Bokehheat provides a python3, bokeh based, interactive
categorical dendrogram and heatmap plotting implementation.

+ Minimal requirement: python 3.6
+ Dependencies: bokeh, pandas, scipy
+ Programmer: bue, jenny
+ Date origin: 2018-08
+ License: >= GPLv3
+ User manual: this README file
+ Result example: [clustermap](theclustermap.html) plot
+ Source code: [https://gitlab.com/biotransistor/bokehheat](https://gitlab.com/biotransistor/bokehheat)
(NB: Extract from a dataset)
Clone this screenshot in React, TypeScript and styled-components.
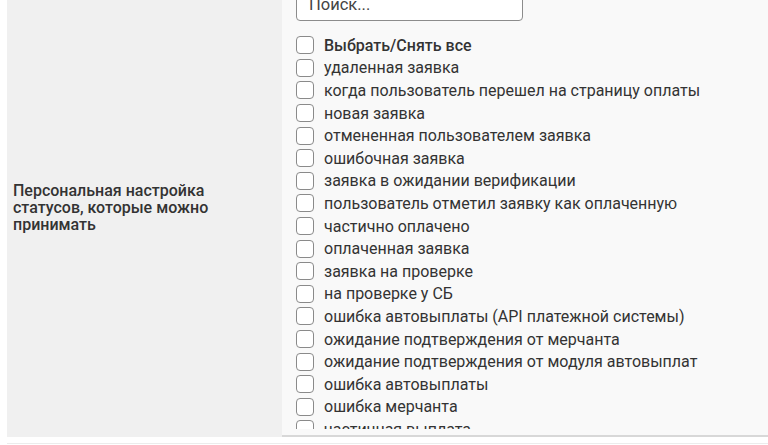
import React from "react";
import styled, { createGlobalStyle } from "styled-components";

const GlobalStyle = createGlobalStyle`
  html, body {
    margin: 0;
    padding: 0;
    background: #ffffff;
    overflow: hidden;
  }
  body {
    font-family: Roboto, "Liberation Sans", Arial, sans-serif;
    color: #333333;
  }
`;

const Page = styled.div`
  padding-left: 7px;
  margin-top: -23px;
`;

const SettingsTable = styled.div`
  display: grid;
  grid-template-columns: 275px 1fr;
  row-gap: 6px;
`;

const LabelCell = styled.div`
  background: #f0f0f0;
  display: flex;
  align-items: center;
  padding: 0 6px;
`;

const Label = styled.div`
  font-size: 16px;
  font-weight: 500;
  line-height: 17px;
  color: #333333;
  max-width: 240px;
`;

const ValueCell = styled.div`
  background: #f9f9f9;
  padding: 10px 14px 6px;
  border-bottom: 2px solid #d8d8d8;
`;

const SearchInput = styled.input`
  display: block;
  box-sizing: border-box;
  width: 227px;
  height: 34px;
  padding: 0 12px;
  margin-bottom: 13px;
  border: 1px solid #8c8c8c;
  border-radius: 4px;
  background: #ffffff;
  font-family: Roboto, "Liberation Sans", Arial, sans-serif;
  font-size: 16.5px;
  outline: none;

  &::placeholder {
    color: #444444;
  }
`;

const StatusList = styled.div`
  height: 395px;
  overflow: hidden;
`;

const StatusRow = styled.label<{ $bold?: boolean }>`
  display: flex;
  align-items: center;
  height: 22.6px;
  font-size: 16px;
  font-weight: ${(p) => (p.$bold ? 500 : 400)};
  color: #333333;
  white-space: nowrap;
`;

const Box = styled.span`
  flex: none;
  box-sizing: border-box;
  width: 18px;
  height: 18px;
  margin-right: 10px;
  border: 1px solid #8a8a8a;
  border-radius: 4px;
  background: #ffffff;
`;

const NextRow = styled.div`
  grid-column: 1 / -1;
  height: 20px;
  border-top: 1px solid #ececec;
`;

const statuses = [
  "удаленная заявка",
  "когда пользователь перешел на страницу оплаты",
  "новая заявка",
  "отмененная пользователем заявка",
  "ошибочная заявка",
  "заявка в ожидании верификации",
  "пользователь отметил заявку как оплаченную",
  "частично оплачено",
  "оплаченная заявка",
  "заявка на проверке",
  "на проверке у СБ",
  "ошибка автовыплаты (API платежной системы)",
  "ожидание подтверждения от мерчанта",
  "ожидание подтверждения от модуля автовыплат",
  "ошибка автовыплаты",
  "ошибка мерчанта",
  "частичная выплата",
];

const App = () => {
  return (
    <>
      <GlobalStyle />
      <Page>
        <SettingsTable>
          <LabelCell>
            <Label>
              Персональная настройка статусов, которые можно принимать
            </Label>
          </LabelCell>
          <ValueCell>
            <SearchInput placeholder="Поиск..." />
            <StatusList>
              <StatusRow $bold>
                <Box />
                Выбрать/Снять все
              </StatusRow>
              {statuses.map((status) => (
                <StatusRow key={status}>
                  <Box />
                  {status}
                </StatusRow>
              ))}
            </StatusList>
          </ValueCell>
          <NextRow />
        </SettingsTable>
      </Page>
    </>
  );
};

export default App;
Available bokehheat plots are:
+ heat.cdendro: a interactive categorical dendrogram plot implementation.
+ heat.cabar: an interactive categorical bar plot implementation.
+ heat.qabar: an interactive quantitative bar plot implementation.
+ heat.heatmap: an interactive heatmap implementation.
+ heat.clustermap: an interactive cluster heatmap implementation which combines
heat.cdendro, heat.cabar, heat.qabar and heat.heatmap under the hood.


## HowTo Guide

How to install bokehheat?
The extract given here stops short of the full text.